If you’re preparing a new garden bed or lawn, test about six inches deep.

Also, don’t do just a single test. Choose about 5 or 6 spots to pull your soil cores from. This will give you a better perspective of the area as a whole. Otherwise, you may end up testing a spot that’s not representative of the whole situation.

When To Test

We would suggest testing in both fall and spring, but if you’re only going to do it once, go with fall. That will help show the state of your soil after your plants have used vital chemicals all during the growing season. This determines the kind and quantity of fertilizer to use.

A Home pH Test Without A Kit

This is a cool science experiment for adults and kids alike. All you need is a soil sample (again, from about 4 inches down), some water, 2 cups, baking soda, and white vinegar. It’s not an exact test, but it will at least tell you which side of the scale your soil falls on.

Dig a hole about four inches, then take a sample of soil. Pick out any sticks, leaves, or worms. 

Divide the soil equally between the two cups.

Add water to each – just enough to make it muddy.

Add ½ cup of white vinegar to one cup. Watch and listen – is there fizzing? If there is, your soil is alkaline.

Add ½ cup of baking soda to the other cup of mud. Does this one fizz? Then the soil is acidic. 

The more fizzing, the further your soil falls on that side of the scale. 

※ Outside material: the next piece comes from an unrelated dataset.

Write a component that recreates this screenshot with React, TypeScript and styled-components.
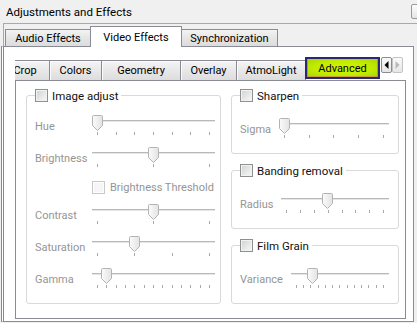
import React from "react";
import styled, { createGlobalStyle } from "styled-components";

const FONT = `Roboto, "Liberation Sans", "DejaVu Sans", sans-serif`;

const Global = createGlobalStyle`
  html, body { margin: 0; padding: 0; background: #f0f0f0; }
  * { box-sizing: border-box; }
`;

const Window = styled.div`
  width: 417px;
  height: 323px;
  overflow: hidden;
  background: #f0f0f0;
  display: flex;
  flex-direction: column;
  font-family: ${FONT};
  font-size: 11px;
  color: #000;
`;

const TitleBar = styled.div`
  height: 23px;
  flex: none;
  display: flex;
  align-items: center;
  justify-content: space-between;
  padding-left: 6px;
  font-size: 11.5px;
`;

const TitleButton = styled.div`
  width: 12px;
  height: 15px;
  margin-right: -6px;
  border: 1px solid #9a9a9a;
  border-radius: 2px;
  background: linear-gradient(#fdfdfd, #e4e4e4);
`;

const OuterTabBar = styled.div`
  height: 23px;
  flex: none;
  margin-left: 3px;
  border-top: 1px solid #a9a9a9;
  border-left: 1px solid #a9a9a9;
  padding-left: 1px;
  display: flex;
  align-items: flex-end;
`;

const OuterTab = styled.div<{ $w: number; $active?: boolean }>`
  width: ${(p) => p.$w}px;
  height: ${(p) => (p.$active ? 21 : 17)}px;
  margin-bottom: ${(p) => (p.$active ? -1 : 0)}px;
  margin-right: -1px;
  position: relative;
  z-index: ${(p) => (p.$active ? 2 : 1)};
  display: flex;
  align-items: center;
  justify-content: center;
  border: 1px solid #898c95;
  border-bottom: none;
  background: ${(p) =>
    p.$active ? "#ffffff" : "linear-gradient(#f3f3f3, #e6e6e6 50%, #dcdcdc)"};
  font-size: 11px;
  white-space: nowrap;
`;

const OuterPane = styled.div`
  width: 413px;
  height: 276px;
  margin-left: 1px;
  flex: none;
  background: #ffffff;
  border: 1px solid #898c95;
  border-left: 3px double #8a8a8a;
  padding: 10px 0 0 11px;
  display: flex;
  flex-direction: column;
`;

const InnerTabRow = styled.div`
  width: 391px;
  height: 23px;
  flex: none;
  display: flex;
`;

const TabStrip = styled.div`
  flex: 1;
  min-width: 0;
  overflow: hidden;
  display: flex;
  align-items: flex-end;
`;

const InnerTab = styled.div<{ $w: number; $shift?: number }>`
  flex: none;
  width: ${(p) => p.$w}px;
  height: 20px;
  margin-left: ${(p) => p.$shift ?? 0}px;
  margin-right: -1px;
  display: flex;
  align-items: center;
  justify-content: center;
  border: 1px solid #898c95;
  border-bottom: none;
  background: linear-gradient(#f4f4f4, #e8e8e8 50%, #dddddd);
  box-shadow: inset 1px 1px 0 #fbfbfb;
  font-size: 11px;
  white-space: nowrap;
`;

const ActiveInnerTab = styled.div<{ $w: number }>`
  flex: none;
  align-self: flex-start;
  width: ${(p) => p.$w}px;
  height: 22px;
  display: flex;
  align-items: center;
  justify-content: center;
  border: 2px solid #2c2679;
  background: radial-gradient(ellipse at 50% 50%, #d2f600 0%, #c0ea00 60%, #a9d400 100%);
  box-shadow: inset 1px 0 0 #d48a2a, inset -1px 0 0 #d48a2a, inset 0 1px 0 #c9c04a,
    inset 0 -1px 0 #c9a040;
  font-size: 11px;
  white-space: nowrap;
  position: relative;
  z-index: 1;
`;

const ScrollButtons = styled.div`
  flex: none;
  display: flex;
  margin: 0 3px 0 1px;
  align-self: flex-start;
`;

const ScrollButton = styled.div<{ $disabled?: boolean }>`
  width: 11px;
  height: 16px;
  display: flex;
  align-items: center;
  justify-content: center;
  border: 1px solid ${(p) => (p.$disabled ? "#c4c4c4" : "#8c8c8c")};
  border-radius: 2px;
  background: linear-gradient(#fafafa, #e6e6e6);
`;

const InnerPane = styled.div`
  width: 391px;
  height: 239px;
  flex: none;
  border: 1px solid #898c95;
  background: #ffffff;
  padding: 7px 0 0 10px;
  display: flex;
  gap: 10px;
  align-items: stretch;
`;

const Columns = styled.div`
  display: flex;
  gap: 10px;
  height: 216px;
`;

const Group = styled.fieldset<{ $pt: number; $pr: number; $h?: number }>`
  margin: 0;
  min-width: 0;
  border: 1px solid #d6dadd;
  border-radius: 3px;
  padding: ${(p) => p.$pt}px ${(p) => p.$pr}px 0 8px;
  ${(p) => (p.$h ? `height: ${p.$h}px;` : "")}
`;

const LeftGroup = styled(Group)`
  width: 195px;
`;

const RightColumn = styled.div`
  width: 168px;
  display: flex;
  flex-direction: column;
  gap: 9px;
`;

const Legend = styled.legend`
  padding: 0 3px 0 0;
  height: 15px;
  display: flex;
  align-items: center;
  gap: 4px;
  font-size: 11.5px;
  color: #111;
`;

const Checkbox = styled.span<{ $disabled?: boolean }>`
  display: inline-block;
  flex: none;
  width: 13px;
  height: 13px;
  border: 1px solid ${(p) => (p.$disabled ? "#c9c9c9" : "#8e8f8f")};
  background: ${(p) =>
    p.$disabled ? "#f6f6f6" : "linear-gradient(135deg, #cfd1d3 0%, #eceded 70%, #f7f7f7 100%)"};
  box-shadow: inset 0 0 0 1px ${(p) => (p.$disabled ? "#fdfdfd" : "#f2f2f2")};
`;

const Row = styled.div<{ $h: number }>`
  height: ${(p) => p.$h}px;
  display: flex;
  align-items: flex-start;
`;

const GridLabel = styled.div`
  width: 57px;
  flex: none;
  line-height: 23px;
  font-size: 11px;
  color: #959595;
  white-space: nowrap;
`;

const InlineLabel = styled.div`
  flex: none;
  line-height: 23px;
  font-size: 11px;
  color: #959595;
  margin-right: 8px;
`;

const CheckRow = styled.div`
  height: 25px;
  padding: 2px 0 0 57px;
  display: flex;
  align-items: flex-start;
  gap: 5px;
`;

const CheckText = styled.span`
  font-size: 11px;
  line-height: 13px;
  color: #959595;
  white-space: nowrap;
`;

const SliderBox = styled.div<{ $w?: number }>`
  position: relative;
  height: 20px;
  ${(p) => (p.$w ? `width: ${p.$w}px; flex: none;` : "flex: 1; min-width: 0;")}
  display: flex;
  flex-direction: column;
`;

const Track = styled.div`
  margin-top: 5px;
  height: 2px;
  border-top: 1px solid #b9b9b9;
  border-bottom: 1px solid #e6e6e6;
`;

const Ticks = styled.div`
  margin-top: 10px;
  height: 3px;
  padding: 0 5px;
  display: flex;
  justify-content: space-between;
`;

const Tick = styled.span`
  width: 1px;
  height: 3px;
  background: #a9a9a9;
`;

const ThumbWrap = styled.div`
  position: absolute;
  top: 0;
  width: 11px;
  height: 16px;
`;

function Thumb() {
  return (
    <svg width="11" height="16" viewBox="0 0 11 16">
      <defs>
        <linearGradient id="tg" x1="0" y1="0" x2="1" y2="0">
          <stop offset="0" stopColor="#fbfbfb" />
          <stop offset="1" stopColor="#e3e3e3" />
        </linearGradient>
      </defs>
      <path
        d="M1.5 0.5 H9.5 Q10.5 0.5 10.5 1.5 V10.5 L5.5 15.5 L0.5 10.5 V1.5 Q0.5 0.5 1.5 0.5 Z"
        fill="url(#tg)"
        stroke="#b3b3b3"
      />
    </svg>
  );
}

function Slider({ ticks, value, width }: { ticks: number; value: number; width?: number }) {
  return (
    <SliderBox $w={width}>
      <Track />
      <Ticks>
        {Array.from({ length: ticks }).map((_, i) => (
          <Tick key={i} />
        ))}
      </Ticks>
      <ThumbWrap style={{ left: `calc(${value} * (100% - 11px))` }}>
        <Thumb />
      </ThumbWrap>
    </SliderBox>
  );
}

function Arrow({ dir, color }: { dir: "left" | "right"; color: string }) {
  return (
    <svg width="5" height="8" viewBox="0 0 5 8">
      {dir === "left" ? (
        <path d="M4.5 0 V8 L0.5 4 Z" fill={color} />
      ) : (
        <path d="M0.5 0 V8 L4.5 4 Z" fill={color} />
      )}
    </svg>
  );
}

const leftRows = [
  { label: "Hue", ticks: 7, value: 0 },
  { label: "Brightness", ticks: 3, value: 0.5 },
];
const leftRows2 = [
  { label: "Contrast", ticks: 3, value: 0.5 },
  { label: "Saturation", ticks: 4, value: 1 / 3 },
  { label: "Gamma", ticks: 13, value: 1 / 12 },
];

const rightGroups = [
  { title: "Sharpen", label: "Sigma", ticks: 5, value: 0 },
  { title: "Banding removal", label: "Radius", ticks: 8, value: 0.42 },
  { title: "Film Grain", label: "Variance", ticks: 13, value: 0.19 },
];

export default function App() {
  return (
    <Window>
      <Global />
      <TitleBar>
        <span>Adjustments and Effects</span>
        <TitleButton />
      </TitleBar>
      <OuterTabBar>
        <OuterTab $w={86}>Audio Effects</OuterTab>
        <OuterTab $w={92} $active>
          Video Effects
        </OuterTab>
        <OuterTab $w={97}>Synchronization</OuterTab>
      </OuterTabBar>
      <OuterPane>
        <InnerTabRow>
          <TabStrip>
            <InnerTab $w={50} $shift={-15}>
              Crop
            </InnerTab>
            <InnerTab $w={53}>Colors</InnerTab>
            <InnerTab $w={80}>Geometry</InnerTab>
            <InnerTab $w={57}>Overlay</InnerTab>
            <InnerTab $w={70}>AtmoLight</InnerTab>
            <ActiveInnerTab $w={75}>Advanced</ActiveInnerTab>
          </TabStrip>
          <ScrollButtons>
            <ScrollButton>
              <Arrow dir="left" color="#000" />
            </ScrollButton>
            <ScrollButton $disabled>
              <Arrow dir="right" color="#b9b9b9" />
            </ScrollButton>
          </ScrollButtons>
        </InnerTabRow>
        <InnerPane>
          <Columns>
            <LeftGroup $pt={12} $pr={4}>
              <Legend>
                <Checkbox />
                Image adjust
              </Legend>
              {leftRows.map((r) => (
                <Row $h={32} key={r.label}>
                  <GridLabel>{r.label}</GridLabel>
                  <Slider ticks={r.ticks} value={r.value} width={123} />
                </Row>
              ))}
              <CheckRow>
                <Checkbox $disabled />
                <CheckText>Brightness Threshold</CheckText>
              </CheckRow>
              {leftRows2.map((r) => (
                <Row $h={32} key={r.label}>
                  <GridLabel>{r.label}</GridLabel>
                  <Slider ticks={r.ticks} value={r.value} width={123} />
                </Row>
              ))}
            </LeftGroup>
            <RightColumn>
              {rightGroups.map((g) => (
                <Group $pt={15} $pr={9} $h={66} key={g.title}>
                  <Legend>
                    <Checkbox />
                    {g.title}
                  </Legend>
                  <Row $h={22}>
                    <InlineLabel>{g.label}</InlineLabel>
                    <Slider ticks={g.ticks} value={g.value} />
                  </Row>
                </Group>
              ))}
            </RightColumn>
          </Columns>
        </InnerPane>
      </OuterPane>
    </Window>
  );
}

Did nothing happen? Try again! If you still get no result from either test, then your soil is neutral.

Conclusion 

Your plants need certain conditions to thrive. Sunlight and water are important, but you also have to provide the right levels of fertilizer. Testing your soil – whether you do it yourself or send it to a lab – is the best way to be sure you’re giving them all they need to thrive!